Non vorremmo prendercela con le stelle

Sono convinto che anche qualche madamina abbia letto “I promessi sposi”, quella sorta di telenovela scritta da un milanese qualche secolo fa; ebbene, allora si ricorderebbe di un personaggio, un certo don Ferrante, che per aver ostinatamente negato il contagio della peste di Milano ne morì “come un eroe del Metastasio, prendendosela con le stelle”.

Dico questo poiché, comportandosi come Don Ferrante, tanti assertori della Grande Opera Strategica negano l’esistenza di un documento da loro stessi stilato che in definitiva è una sentenza di condanna a morte (o a malattia) per circa un 10/15percento di alcune categorie sociali (vecchi e bambini). È vero, se ne parla poco, ma è una legge del marketing: bisogna esaltare i vantaggi e nascondere gli svantaggi.

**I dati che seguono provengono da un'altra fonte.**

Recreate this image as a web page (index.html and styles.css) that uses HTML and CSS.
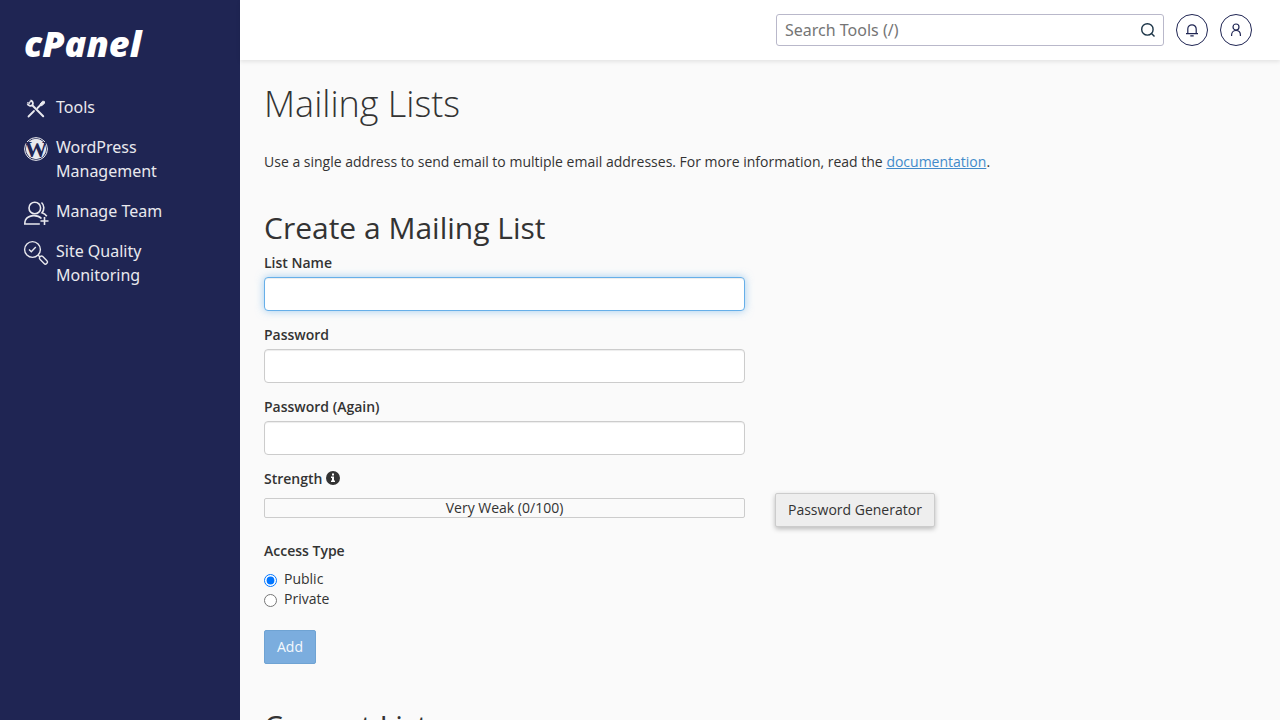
FILE: index.html
```html
<!DOCTYPE html>
<html lang="en">
<head>
<meta charset="utf-8">
<title>Mailing Lists</title>
<meta name="viewport" content="width=device-width, initial-scale=1">
<link rel="stylesheet" href="styles.css">
</head>
<body>
<div class="app">
  <aside class="sidebar">
    <a class="brand" href="#">cPanel</a>
    <nav class="nav">
      <a class="nav-item" href="#">
        <svg class="nav-icon" viewBox="0 0 24 24" fill="none" stroke="currentColor" aria-hidden="true">
          <path d="M8.5 8.5 19.200 19.200" stroke-width="2" stroke-linecap="round"/>
          <path d="M3.500 6.500a3 3 0 0 0 5 1.500 3 3 0 0 0-2-4.500" stroke-width="1.800"/>
          <path d="M3.300 5.500 5.500 6.300 6.500 3.800" stroke-width="1.200"/>
          <path d="M4.500 19.500 10 14M13.500 11 17 7.500" stroke-width="1.800" stroke-linecap="round"/>
          <path d="m16 7.200 2.600-3 1.800.200.200 1.800-3 2.600z" fill="currentColor" stroke-width="1"/>
        </svg>
        <span>Tools</span>
      </a>
      <a class="nav-item" href="#">
        <svg class="nav-icon" viewBox="0 0 24 24" aria-hidden="true">
          <circle cx="12" cy="12" r="11.400" fill="none" stroke="currentColor" stroke-width="1"/>
          <circle cx="12" cy="12" r="10.200" fill="currentColor"/>
          <text class="mark" x="12" y="20" text-anchor="middle">W</text>
        </svg>
        <span>WordPress Management</span>
      </a>
      <a class="nav-item" href="#">
        <svg class="nav-icon" viewBox="0 0 24 24" fill="none" stroke="currentColor" stroke-width="1.600" aria-hidden="true">
          <circle cx="10.800" cy="7" r="5.800"/>
          <path d="M17.500 1.500c3 2.500 3 7.500.500 10.300 2 .600 3.500 1.500 4.800 3.400"/>
          <path d="M17.500 17.500c-4-4.200-13-4-16 1.500-.500 1-.700 2.500-.700 4h15"/>
          <path d="M20.500 16v8M16.500 20h8"/>
        </svg>
        <span>Manage Team</span>
      </a>
      <a class="nav-item" href="#">
        <svg class="nav-icon" viewBox="0 0 24 24" fill="none" stroke="currentColor" stroke-width="1.400" aria-hidden="true">
          <circle cx="8.500" cy="8.500" r="7.900"/>
          <path d="m5 8.500 2.300 2.300 4.500-4.800"/>
          <path d="m14 14 2 2"/>
          <rect x="14.700" y="17" width="9.500" height="4" rx="1.800" transform="rotate(45 19.400 19)"/>
        </svg>
        <span>Site Quality Monitoring</span>
      </a>
    </nav>
  </aside>
  <div class="page">
    <header class="topbar">
      <form class="search" role="search">
        <input class="search-input" type="text" placeholder="Search Tools (/)" aria-label="Search Tools">
        <button class="search-button" type="button" aria-label="Search">
          <svg width="16" height="16" viewBox="0 0 16 16" fill="none" stroke="currentColor" stroke-width="1.400" aria-hidden="true"><circle cx="7.400" cy="7.400" r="5.700"/><path d="m11.500 11.500 3 3"/></svg>
        </button>
      </form>
      <button class="round-button" type="button" aria-label="Notifications">
        <svg width="16" height="16" viewBox="0 0 16 16" fill="none" stroke="currentColor" stroke-width="1.200" aria-hidden="true"><path d="M3.800 11.500V7a4.200 4.200 0 0 1 8.400 0v4.500M2 11.600h12M6.300 13.800h3.400"/></svg>
      </button>
      <button class="round-button" type="button" aria-label="Account">
        <svg width="16" height="16" viewBox="0 0 16 16" fill="none" stroke="currentColor" stroke-width="1.200" aria-hidden="true"><circle cx="8" cy="5" r="3"/><path d="M3.600 14v-1c0-6 8.800-6 8.800 0v1"/></svg>
      </button>
    </header>
    <main class="content">
      <h1 class="title">Mailing Lists</h1>
      <p class="intro">Use a single address to send email to multiple email addresses. For more information, read the <a class="link" href="#">documentation</a>.</p>
      <h2 class="heading">Create a Mailing List</h2>
      <form class="form">
        <div class="field">
          <label class="label" for="list-name">List Name</label>
          <input class="input" id="list-name" type="text" autofocus>
        </div>
        <div class="field">
          <label class="label" for="password">Password</label>
          <input class="input" id="password" type="password">
        </div>
        <div class="field">
          <label class="label" for="password-again">Password (Again)</label>
          <input class="input" id="password-again" type="password">
        </div>
        <div class="strength">
          <div class="label" id="strength-label">Strength
            <svg class="info" width="14" height="14" viewBox="0 0 14 14" aria-hidden="true"><circle cx="7" cy="7" r="7" fill="#333"/><path d="M6 2.500h2v2H6zM5 5.600h3v4h1v1.400H5V9.600h1V7H5z" fill="#fff"/></svg>
          </div>
          <div class="strength-row">
            <div class="meter" role="status" aria-labelledby="strength-label">Very Weak (0/100)</div>
            <button class="button generator" type="button">Password Generator</button>
          </div>
        </div>
        <fieldset class="access">
          <legend class="label">Access Type</legend>
          <label class="option"><input class="radio" type="radio" name="access" checked>Public</label>
          <label class="option"><input class="radio" type="radio" name="access">Private</label>
        </fieldset>
        <button class="button primary" type="button">Add</button>
      </form>
      <h2 class="heading current">Current Lists</h2>
    </main>
  </div>
</div>
</body>
</html>
```
FILE: styles.css
```css
* {
  box-sizing: border-box;
}

body {
  margin: 0;
  background: #fafafa;
  color: #333;
  font: 14px/20px "Open Sans", sans-serif;
}

button,
input {
  font: inherit;
}

.app {
  display: flex;
  height: 100vh;
}

.sidebar {
  flex: 0 0 240px;
  padding: 24px;
  background: #1f2553;
}

.brand {
  display: block;
  color: #fff;
  font-size: 36px;
  font-weight: 800;
  font-style: italic;
  line-height: 40px;
  text-decoration: none;
}

.nav {
  display: flex;
  flex-direction: column;
  gap: 16px;
  margin-top: 31px;
}

.nav-item {
  display: flex;
  gap: 8px;
  padding-right: 32px;
  color: #e9e9ee;
  font: 16px/24px "Noto Sans", sans-serif;
  text-decoration: none;
}

.nav-icon {
  flex: none;
  width: 24px;
  height: 24px;
  margin: 2px 0 -2px;
  overflow: visible;
}

.mark {
  fill: #1f2553;
  font: bold 23px "Liberation Serif", serif;
}

.page {
  flex: 1;
  display: flex;
  flex-direction: column;
  min-width: 0;
}

.topbar {
  flex: none;
  display: flex;
  justify-content: flex-end;
  align-items: center;
  gap: 12px;
  padding: 14px 28px;
  background: #fff;
  box-shadow: 0 2px 4px rgba(0, 0, 0, 0.09);
}

.search {
  display: flex;
  flex: 0 1 388px;
  height: 32px;
  border: 1px solid #b9b8ca;
  border-radius: 3px;
}

.search-input {
  flex: 1;
  min-width: 0;
  padding: 0 8px;
  border: 0;
  background: none;
  font: 16px/24px "Noto Sans", sans-serif;
}

.search-input::placeholder {
  color: #757575;
}

.search-button {
  display: flex;
  align-items: center;
  padding: 0 7px;
  border: 0;
  background: none;
  color: #1b3447;
}

.round-button {
  display: flex;
  align-items: center;
  justify-content: center;
  width: 32px;
  height: 32px;
  padding: 0;
  border: 1px solid #1f2553;
  border-radius: 50%;
  background: #fff;
  color: #1f2553;
}

.content {
  flex: 1;
  padding: 20px 24px;
  overflow: hidden;
}

.title {
  margin: 0;
  font-size: 36px;
  font-weight: 300;
  line-height: 48px;
}

.intro {
  margin: 24px 0 0;
}

.link {
  color: #428bca;
}

.heading {
  margin: 40px 0 0;
  font-family: "Open Sans Medium", "Open Sans", sans-serif;
  font-size: 30px;
  font-weight: 500;
  line-height: 32px;
}

.heading.current {
  margin-top: 46px;
}

.form {
  margin-top: 9px;
}

.field {
  width: 49%;
  max-width: 481px;
  margin-bottom: 14px;
}

.label {
  display: block;
  margin-bottom: 4px;
  padding: 0;
  font-weight: 600;
}

.input {
  display: block;
  width: 100%;
  height: 34px;
  padding: 6px 12px;
  border: 1px solid #ccc;
  border-radius: 4px;
  background: #fff;
  box-shadow: inset 0 1px 1px rgba(0, 0, 0, 0.075);
}

.input:focus {
  border-color: #66afe9;
  outline: 0;
  box-shadow: inset 0 1px 1px rgba(0, 0, 0, 0.075), 0 0 8px rgba(102, 175, 233, 0.6);
}

.info {
  vertical-align: -1px;
}

.strength-row {
  display: flex;
  align-items: flex-start;
  gap: 30px;
}

.meter {
  flex: 0 1 481px;
  height: 20px;
  margin-top: 5px;
  border: 1px solid #ccc;
  border-radius: 2px;
  line-height: 18px;
  text-align: center;
}

.button {
  height: 34px;
  padding: 6px 12px;
  border: 1px solid #ccc;
  border-radius: 2px;
}

.generator {
  background: #eee;
  color: #333;
  box-shadow: 0 2px 5px rgba(0, 0, 0, 0.26);
}

.access {
  margin: 14px 0 21px;
  padding: 0;
  border: 0;
}

.access .label {
  margin-bottom: 8px;
}

.option {
  display: flex;
  align-items: center;
  gap: 7px;
}

.radio {
  width: 13px;
  height: 13px;
  margin: 3px 0 0;
}

.primary {
  border-color: #6fa3d3;
  background: #7badde;
  color: #f5f9fd;
}
```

D’altra parte è comunque consolatorio e commovente verificare come i promotori della Grande Opera si prodighino in un grande slancio di umanità e di altruismo per salvaguardare l’habitat della Zerynthia Polyxena, una far falla di grande valore strategico. Pare che prediliga i cantieri e vada matta per i gas lacrimogeni. “È una specie protetta”, sostengono, “noi badiamo alla salute dell'habitat”. Considerato dunque che, in quanto non lepidotteri, noi valsusini non costituiamo una specie protetta neppure dall’Unesco, siamo giustamente soggetti a selezioni più o meno naturali e, siccome il progresso esige le sue vittime, più che all’etica è indispensabile guardare al pragmatismo.

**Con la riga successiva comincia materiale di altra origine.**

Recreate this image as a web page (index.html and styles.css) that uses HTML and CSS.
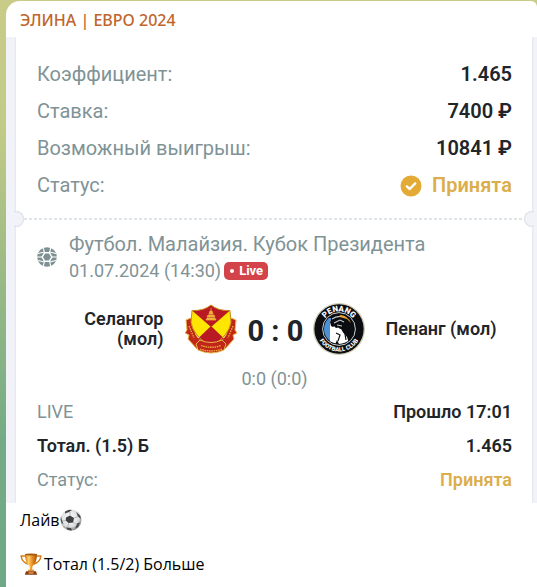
FILE: index.html
```html
<!DOCTYPE html>
<html lang="ru">
<head>
<meta charset="utf-8">
<meta name="viewport" content="width=device-width, initial-scale=1">
<title>ЭЛИНА | ЕВРО 2024</title>
<link rel="stylesheet" href="styles.css">
</head>
<body>
<article class="message">
  <header class="channel">ЭЛИНА | ЕВРО 2024</header>

  <section class="photo">
    <div class="ticket">
      <dl class="summary">
        <div class="row"><dt>Коэффициент:</dt><dd>1.465</dd></div>
        <div class="row"><dt>Ставка:</dt><dd>7400 ₽</dd></div>
        <div class="row"><dt>Возможный выигрыш:</dt><dd>10841 ₽</dd></div>
        <div class="row">
          <dt>Статус:</dt>
          <dd class="accepted">
            <svg class="check" viewBox="0 0 22 22" aria-hidden="true"><circle cx="11" cy="11" r="10.5" fill="#e3aa35"/><path d="M6.8 11.4 9.7 14l5.500-5.600" fill="none" stroke="#fff" stroke-width="2.4" stroke-linecap="round" stroke-linejoin="round"/></svg>
            Принята
          </dd>
        </div>
      </dl>

      <div class="tear">
        <svg class="tear-line" aria-hidden="true"><line x1="0" y1="1" x2="100%" y2="1" stroke="#d5dde2" stroke-width="1.4" stroke-dasharray="3 2"/></svg>
      </div>

      <div class="event">
        <svg class="sport" viewBox="0 0 20 20" aria-hidden="true">
          <circle cx="10" cy="10" r="9.8" fill="#7d9093"/>
          <path d="M7.600 5.800h4.800l2.400 4.200-2.400 4.200H7.600L5.200 10z" fill="none" stroke="#fff" stroke-width="1.400"/>
          <path d="M7.600 5.800 6 0M12.400 5.800 14 0M7.600 14.200 6 20M12.400 14.200 14 20M5.200 10H0M14.800 10H20M7.300 5 1 6.500M12.700 5 19 6.500M7.300 15 1 13.500M12.700 15 19 13.500" stroke="#fff" stroke-width="1.100" fill="none"/>
        </svg>
        <div>
          <div class="league">Футбол. Малайзия. Кубок Президента</div>
          <div class="when"><time datetime="2024-07-01T14:30">01.07.2024 (14:30)</time><span class="live">Live</span></div>
        </div>
      </div>

      <div class="match">
        <div class="team home">Селангор (мол)</div>
        <svg class="crest" viewBox="0 0 52 52" role="img" aria-label="Селангор">
          <g fill="#c02718" stroke="#e9b64a" stroke-width="1">
            <path d="M1 17l5-2 5 17 6 8-5 6-9-10 1-4-4-2 2-3z"/>
            <path d="M51 17l-5-2-5 17-6 8 5 6 9-10-1-4 4-2-2-3z"/>
          </g>
          <path d="M26 2q7 6 19 5.500l1 12q-2 13-20 24Q8 32.500 6 19.500l1-12Q19 8 26 2z" fill="#ffe600"/>
          <path d="M26 2q7 6 19 5.500L26 24 7 7.500Q19 8 26 2zM26 23 39 35.500 26 44 13 35.500z" fill="#b91922"/>
          <path d="M26 2q7 6 19 5.500l1 12q-2 13-20 24Q8 32.500 6 19.500l1-12Q19 8 26 2z" fill="none" stroke="#c78a24" stroke-width="1"/>
          <path d="M26 5v3M25 8h2l1 3h-4zM23 12h6l1 2h-8zM22 15h8l1 2h-10z" fill="#efb13a" stroke="#efb13a" stroke-width=".7"/>
          <path d="M11 41l4-4q11 5 22 0l4 4-2 6q-13 6-26 0z" fill="#c02718" stroke="#e9b64a" stroke-width="1"/>
          <path d="M16 42.500q10 3.500 20 0M15 46q11 4 22 0" fill="none" stroke="#efb13a" stroke-width="1.300" stroke-dasharray="1.600 .7"/>
          <path d="M4 23l5 12M48 23l-5 12" fill="none" stroke="#efb13a" stroke-width="1.300" stroke-dasharray="1.500 1"/>
        </svg>
        <div class="score">0 : 0</div>
        <svg class="crest" viewBox="0 0 52 52" role="img" aria-label="Пенанг">
          <defs>
            <path id="arc-top" d="M8.500 26a17.500 17.500 0 0 1 35 0"/>
            <path id="arc-bottom" d="M3.500 26a22.500 22.500 0 0 0 45 0"/>
            <clipPath id="inner"><circle cx="26" cy="26" r="15"/></clipPath>
          </defs>
          <circle cx="26" cy="26" r="25.300" fill="#0b0d10" stroke="#d0ccb4" stroke-width="1.300"/>
          <circle cx="26" cy="26" r="16.400" fill="#0b0d10" stroke="#c9cdcf" stroke-width="1"/>
          <g clip-path="url(#inner)">
            <path d="M10 15h8v27h-8z" fill="#4b90d2"/>
            <path d="M17 18l6-3v4l-3 3 3 3 5-1 2 5 4 5 3 9H27l-3-6-3 7h-4z" fill="#fff"/>
            <path d="M17 19q3-8 12-7 7 1 9 8l-5-3-4 3 3 5-5 1-4-4-3 2-2-1z" fill="#0b0d10"/>
            <path d="M19 16q5-4 13-2M21 20l6-3 4 2M24 22l5 1" fill="none" stroke="#c3c9cc" stroke-width="1.100"/>
            <path d="M27 12q7 0 11 8l-4-4-7-2z" fill="#f0a235"/>
            <path d="M28 25l4 6 1 6M23 30l4 2-2 6" fill="none" stroke="#0b0d10" stroke-width="1.200"/>
          </g>
          <text class="crest-name"><textPath href="#arc-top" startOffset="50%">PENANG</textPath></text>
          <text class="crest-club"><textPath href="#arc-bottom" startOffset="50%">FOOTBALL CLUB</textPath></text>
        </svg>
        <div class="team">Пенанг (мол)</div>
      </div>
      <div class="periods">0:0 (0:0)</div>

      <dl class="bet">
        <div class="row"><dt>LIVE</dt><dd>Прошло 17:01</dd></div>
        <div class="row"><dt class="pick">Тотал. (1.5) Б</dt><dd>1.465</dd></div>
        <div class="row"><dt>Статус:</dt><dd class="accepted">Принята</dd></div>
      </dl>
    </div>
  </section>

  <div class="caption">
    <p>Лайв<svg class="emoji" viewBox="0 0 22 22" role="img" aria-label="Футбольный мяч">
      <defs>
        <radialGradient id="ball" cx=".45" cy=".4" r=".6"><stop offset="0" stop-color="#fff"/><stop offset=".7" stop-color="#dedede"/><stop offset="1" stop-color="#858585"/></radialGradient>
      </defs>
      <circle cx="11" cy="11" r="10.500" fill="url(#ball)"/>
      <path d="M6 8.500l4-2 4 2.500-.8 4.500-4.700.5L5.700 11.500z" fill="#3d4043"/>
      <path d="M5 2.500l4-1.800 3 .2-3 2.200-4 1.400zM16 3l4 3.500 1 3.500-3-2.500zM1 7l.8 4L3.500 15l-2-1L.5 10.500zM6 18.500l5 .5 1 2.500-4-.5zM17.500 14l2.500-.5-2 4.500-3 1.500z" fill="#45484b"/>
      <path d="M10 6.500V3M14 9l4-1.500M13.200 13.500l4 2M8.500 14l-.5 4.500M5.700 11.500L2 12" stroke="#999" stroke-width=".6" fill="none"/>
    </svg></p>
    <p class="tip"><svg class="emoji" viewBox="0 0 22 22" role="img" aria-label="Кубок">
      <defs>
        <linearGradient id="gold"><stop offset="0" stop-color="#d17511"/><stop offset=".3" stop-color="#ffd16b"/><stop offset=".55" stop-color="#f09a24"/><stop offset="1" stop-color="#a95008"/></linearGradient>
      </defs>
      <path d="M6 3H1.200q.3 6 7.300 8.200M16 3h4.800q-.3 6-7.300 8.200" fill="none" stroke="#d47c16" stroke-width="1.500"/>
      <path d="M5 1h12q0 9-4.500 12l-.5 4h-2l-.5-4Q5 10 5 1z" fill="url(#gold)"/>
      <ellipse cx="11" cy="1.500" rx="6" ry="1" fill="#a65a12"/>
      <path d="M8.500 16.500h5l1 1.800h-7z" fill="#e6952c"/>
      <path d="M6 18.200h10l1.200 3.500H4.800z" fill="#8a3b16"/>
      <path d="M8.500 19.200h5v1.400h-5z" fill="#e8a33a"/>
    </svg>Тотал (1.5/2) Больше</p>
  </div>
</article>
</body>
</html>
```
FILE: styles.css
```css
* {
  box-sizing: border-box;
}

body {
  margin: 0;
  min-height: 100vh;
  padding: 1px 0 0 6px;
  background: linear-gradient(#c8cc88 0%, #c2cb86 22%, #9dbb85 45%, #74ab86 75%, #6fa886 100%);
  font-family: "Open Sans", "Noto Sans", sans-serif;
  font-size: 16px;
  color: #000;
}

dl, dd, p {
  margin: 0;
}

.message {
  min-height: calc(100vh - 1px);
  background: #fff;
  border-radius: 14px 6px 0 0;
  overflow: hidden;
}

.channel {
  height: 36px;
  padding: 8px 14px 0;
  line-height: 22px;
  font-family: "Noto Sans", "Open Sans", sans-serif;
  font-weight: 500;
  color: #c0662c;
}

.photo {
  padding: 0 5px 0 10px;
  background: #f1f3f9;
  font-family: Roboto, sans-serif;
  color: #212529;
  overflow: hidden;
}

.ticket {
  padding: 19px 20px 6px 21px;
  background: #fff;
  box-shadow: 0 0 2px #cdd4dc;
}

.row {
  display: flex;
  justify-content: space-between;
  align-items: center;
}

.row dt {
  color: #7f9396;
}

.row dd {
  font-weight: 600;
}

.summary {
  font-size: 20px;
  line-height: 37px;
}

.bet {
  font-size: 18px;
  line-height: 34px;
}

.row .pick {
  font-weight: 600;
  color: #212529;
}

.row .accepted {
  display: flex;
  align-items: center;
  gap: 10px;
  color: #dcae4b;
}

.check {
  width: 22px;
  height: 22px;
}

.tear {
  display: flex;
  align-items: center;
  justify-content: space-between;
  height: 16px;
  margin: 7px -28px 3px -29px;
}

.tear::before,
.tear::after {
  content: "";
  width: 16px;
  height: 16px;
  border-radius: 50%;
  background: #f1f3f9;
  box-shadow: inset 0 0 2px #b9c1c9;
}

.tear::before {
  clip-path: inset(0 0 0 6px);
}

.tear::after {
  clip-path: inset(0 6px 0 0);
}

.tear-line {
  flex: 1;
  height: 2px;
}

.event {
  display: flex;
  align-items: center;
  gap: 12px;
  color: #7f9396;
}

.sport {
  width: 20px;
  height: 20px;
}

.league {
  font-size: 20px;
  line-height: 28px;
}

.when {
  display: flex;
  align-items: center;
  gap: 3px;
  font-size: 18px;
  line-height: 26px;
}

.live {
  display: flex;
  align-items: center;
  gap: 5px;
  height: 18px;
  padding: 0 5px 0 6px;
  border-radius: 5px;
  background: #d3444a;
  color: #fff;
  font-size: 13px;
  font-weight: 700;
}

.live::before {
  content: "";
  width: 4px;
  height: 4px;
  border-radius: 50%;
  background: #fff;
}

.match {
  display: grid;
  grid-template-columns: 1fr 52px 54px 52px 1fr;
  align-items: center;
  column-gap: 11px;
  margin-top: 19px;
}

.team {
  padding: 0 10px;
  font-size: 18px;
  line-height: 20px;
  font-weight: 600;
}

.home {
  justify-self: end;
  width: 110px;
  text-align: right;
}

.crest {
  width: 52px;
  height: 52px;
}

.crest-name,
.crest-club {
  font-family: Roboto, sans-serif;
  font-weight: 900;
  text-anchor: middle;
  fill: #fff;
}

.crest-name {
  font-size: 8px;
}

.crest-club {
  font-size: 6px;
}

.score {
  font-size: 29px;
  font-weight: 700;
  line-height: 36px;
  padding-top: 3px;
  text-align: center;
  white-space: nowrap;
}

.periods {
  margin: 12px 0 4px;
  font-size: 18px;
  line-height: 24px;
  text-align: center;
  color: #7f9396;
}

.caption {
  padding: 6px 14px 0;
  line-height: 22px;
}

.caption p {
  display: flex;
  align-items: center;
}

.caption .tip {
  margin-top: 22px;
}

.emoji {
  width: 22px;
  height: 22px;
}

.tip .emoji {
  margin-right: 2px;
}
```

Le vittime sacrificali sono necessarie, se non indispensabili, dicono tutti quelli che non stanno in Val di Susa. Nessuno, però, sa chi sia il giudice che deve decidere chi deve rappresentare l’offerta sacrificale nei confronti dell’opera strategica, in fondo è una grande responsabilità: non possiamo mica salvare tutti gli habitat che ci capitano tra i piedi, insomma; allora noi ci sentiamo in diritto di avanzare qualche perplessità sui criteri di scelta, se non altro per non dover morire come Don Ferrante, prendendocela con le stelle.